No livro O Rio de Janeiro de Meu Tempo, o cronista Luís Edmundo já criticava o excesso de camelôs na cidade em fins do século XIX. Não conheci o Rio sem camelôs. Conheci com menos camelôs, nunca sem eles. Ouvi em várias coletivas governantes afirmando que iriam confiná-los em diversos espaços, o que me parecia tirar o sentido do termo "vendedor ambulante". Eu estava errada, claro. O único camelódromo que deu errado foi o primeiro, criado na conjuntura Brizol-Darcy Ribeiro e sabe lá quem na prefeitura (Jamil Haddad, Marcelo Alencar ou Saturnino Braga). O camelódromo era na Praça Onze e ficou às moscas. Hoje existe outro, bem sucedido, perto do Saara. É horrível, nunca tive coragem de me embrenhar naquela selva de barracas. Já pensaram em transferir todos os camelôs para o Pavilhão de São Cristóvão, um dos locais em que nunca fui na vida, uma falha carioca (também nunca subi ao Pão de Açúcar, mas é porque sou covarde mesmo, nem peguei o bondinho de Santa Teresa). Esses planos me parecem aqueles projetos de revitalização da Zona Portuária, que escuto há 20 anos e nunca vejo sair do papel.
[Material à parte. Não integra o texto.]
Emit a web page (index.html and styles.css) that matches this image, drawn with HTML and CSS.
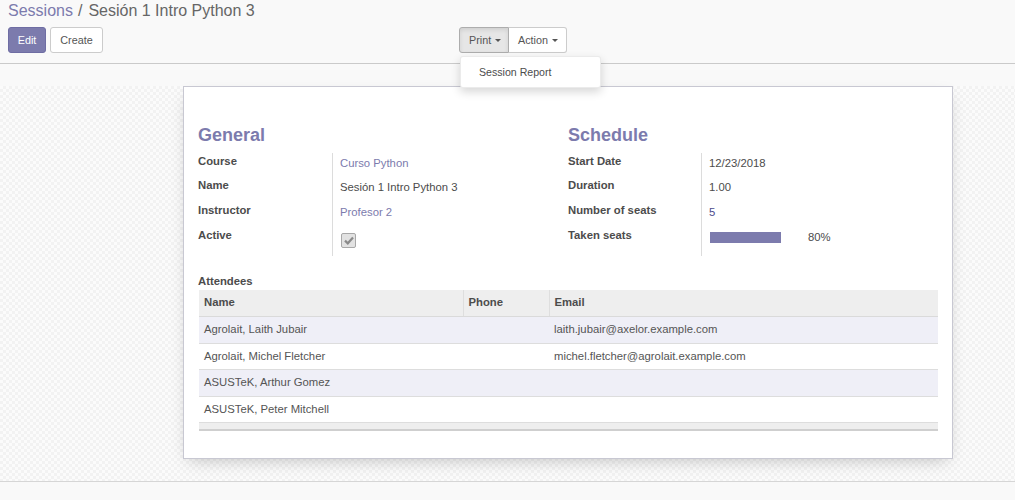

O certo é que os camelôs estão aí e vão permanecer. Houve época em que eu fazia boicote, não comprava nada de camelô para não prejudicar o comércio que paga impostos. Reconheço que meu boicote nada adiantou. Passei a entender o camelô como alguém que corre atrás da sobrevivência e virei freguesa fiel de artigos como ralos de pia, panos de chão e abridores de lata, bem mais baratos na mão deles que nos supermercados. Mas é só eu ter que me espremer no meio-fio porque a calçada é deles que meu ressentimento vem à tona outra vez. E quando o calor voltar e eu não estiver mais calçando mocassins e sim me equilibrando numa plataforma, continuarei maldizendo as calçadas entupidas de camelôs, pedintes e gente apressada. Como qualquer carioca típica.